** BEGIN Given data **

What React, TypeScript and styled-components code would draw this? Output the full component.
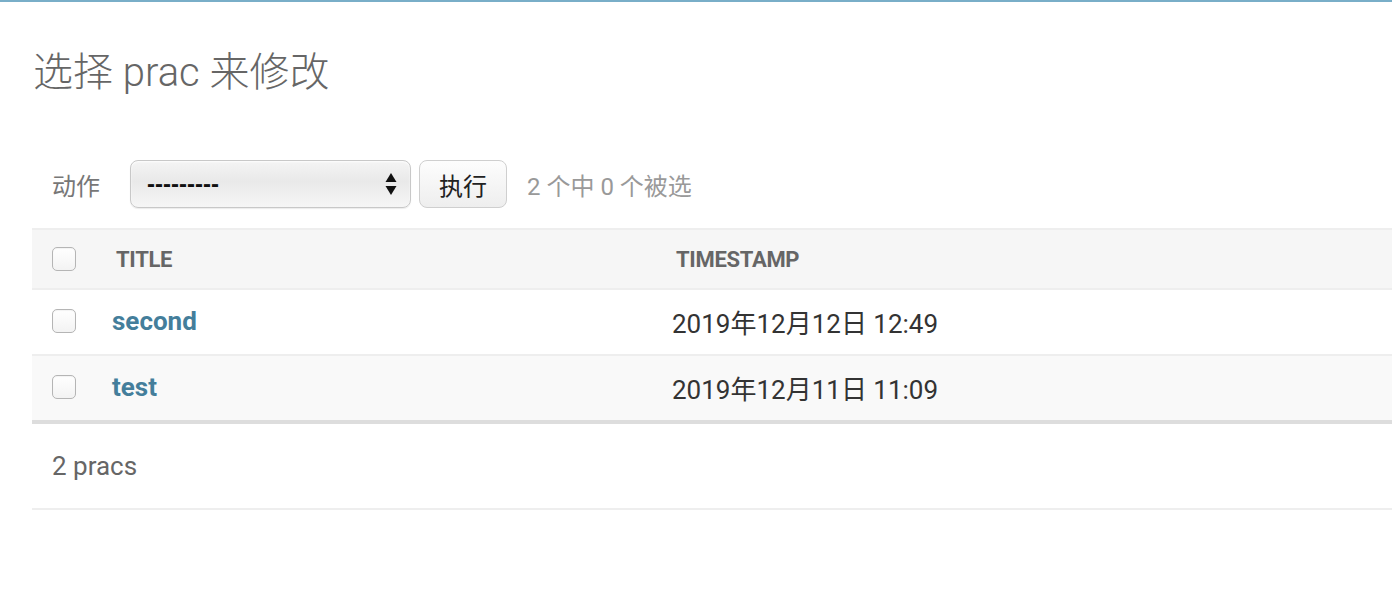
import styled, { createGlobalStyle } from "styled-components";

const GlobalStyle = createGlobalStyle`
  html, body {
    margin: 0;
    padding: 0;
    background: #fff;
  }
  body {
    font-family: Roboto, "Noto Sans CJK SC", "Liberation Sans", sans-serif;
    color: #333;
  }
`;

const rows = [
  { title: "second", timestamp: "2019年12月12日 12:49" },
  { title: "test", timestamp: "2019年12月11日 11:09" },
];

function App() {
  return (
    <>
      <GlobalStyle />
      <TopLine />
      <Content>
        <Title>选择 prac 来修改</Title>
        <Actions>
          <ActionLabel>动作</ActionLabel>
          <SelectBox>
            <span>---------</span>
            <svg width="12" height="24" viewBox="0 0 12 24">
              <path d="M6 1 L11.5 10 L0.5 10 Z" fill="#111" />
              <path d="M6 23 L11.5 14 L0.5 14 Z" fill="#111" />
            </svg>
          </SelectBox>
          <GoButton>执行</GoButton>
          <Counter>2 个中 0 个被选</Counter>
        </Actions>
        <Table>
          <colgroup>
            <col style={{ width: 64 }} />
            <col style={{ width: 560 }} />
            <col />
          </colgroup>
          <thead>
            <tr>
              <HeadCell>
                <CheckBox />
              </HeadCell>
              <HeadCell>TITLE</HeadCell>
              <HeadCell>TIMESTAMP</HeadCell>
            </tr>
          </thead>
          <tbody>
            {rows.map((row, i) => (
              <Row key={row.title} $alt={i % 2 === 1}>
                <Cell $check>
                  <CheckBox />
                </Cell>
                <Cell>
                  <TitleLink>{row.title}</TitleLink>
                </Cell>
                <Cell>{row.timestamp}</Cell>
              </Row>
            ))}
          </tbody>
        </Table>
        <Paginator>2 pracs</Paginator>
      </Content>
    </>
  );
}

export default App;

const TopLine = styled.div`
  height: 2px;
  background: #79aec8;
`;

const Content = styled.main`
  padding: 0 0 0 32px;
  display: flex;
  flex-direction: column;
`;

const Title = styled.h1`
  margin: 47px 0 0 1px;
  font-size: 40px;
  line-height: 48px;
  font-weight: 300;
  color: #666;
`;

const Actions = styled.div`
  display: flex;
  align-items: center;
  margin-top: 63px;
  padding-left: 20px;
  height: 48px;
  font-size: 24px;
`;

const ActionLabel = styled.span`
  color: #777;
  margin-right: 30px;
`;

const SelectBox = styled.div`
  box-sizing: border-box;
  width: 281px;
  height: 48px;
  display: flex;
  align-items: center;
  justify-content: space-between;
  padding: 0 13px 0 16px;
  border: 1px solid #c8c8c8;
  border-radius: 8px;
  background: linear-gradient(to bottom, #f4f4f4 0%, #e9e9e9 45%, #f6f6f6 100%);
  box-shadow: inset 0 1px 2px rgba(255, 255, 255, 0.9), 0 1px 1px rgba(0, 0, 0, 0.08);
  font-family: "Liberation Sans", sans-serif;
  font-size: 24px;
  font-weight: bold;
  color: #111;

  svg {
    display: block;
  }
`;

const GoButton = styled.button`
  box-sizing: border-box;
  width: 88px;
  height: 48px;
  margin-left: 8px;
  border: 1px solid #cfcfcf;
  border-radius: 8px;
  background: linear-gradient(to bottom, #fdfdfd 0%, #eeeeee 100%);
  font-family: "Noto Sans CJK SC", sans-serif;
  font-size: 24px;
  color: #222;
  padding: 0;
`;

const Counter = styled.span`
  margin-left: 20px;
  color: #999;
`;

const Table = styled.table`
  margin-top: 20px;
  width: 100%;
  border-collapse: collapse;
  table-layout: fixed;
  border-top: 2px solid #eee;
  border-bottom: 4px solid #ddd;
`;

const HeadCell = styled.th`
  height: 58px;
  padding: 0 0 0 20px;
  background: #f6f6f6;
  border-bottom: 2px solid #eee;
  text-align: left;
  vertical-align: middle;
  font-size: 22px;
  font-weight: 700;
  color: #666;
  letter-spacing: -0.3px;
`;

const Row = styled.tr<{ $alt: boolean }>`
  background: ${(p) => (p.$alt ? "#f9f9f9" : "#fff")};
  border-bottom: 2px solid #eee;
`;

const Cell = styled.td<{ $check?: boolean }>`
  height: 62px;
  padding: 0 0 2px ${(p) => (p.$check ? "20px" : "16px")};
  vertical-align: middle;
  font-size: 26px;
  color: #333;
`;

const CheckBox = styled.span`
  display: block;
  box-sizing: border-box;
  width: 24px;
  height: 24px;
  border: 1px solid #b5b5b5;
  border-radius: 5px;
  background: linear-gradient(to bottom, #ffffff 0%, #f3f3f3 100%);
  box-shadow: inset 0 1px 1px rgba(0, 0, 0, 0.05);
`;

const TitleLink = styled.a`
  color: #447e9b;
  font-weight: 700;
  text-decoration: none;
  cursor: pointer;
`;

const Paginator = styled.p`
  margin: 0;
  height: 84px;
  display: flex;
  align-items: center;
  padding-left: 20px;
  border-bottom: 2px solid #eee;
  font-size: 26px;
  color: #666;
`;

** END Given data **

[Written problem] State how many lines of the listing above include the word "components". Give nothing but the number.

[Task solution] 2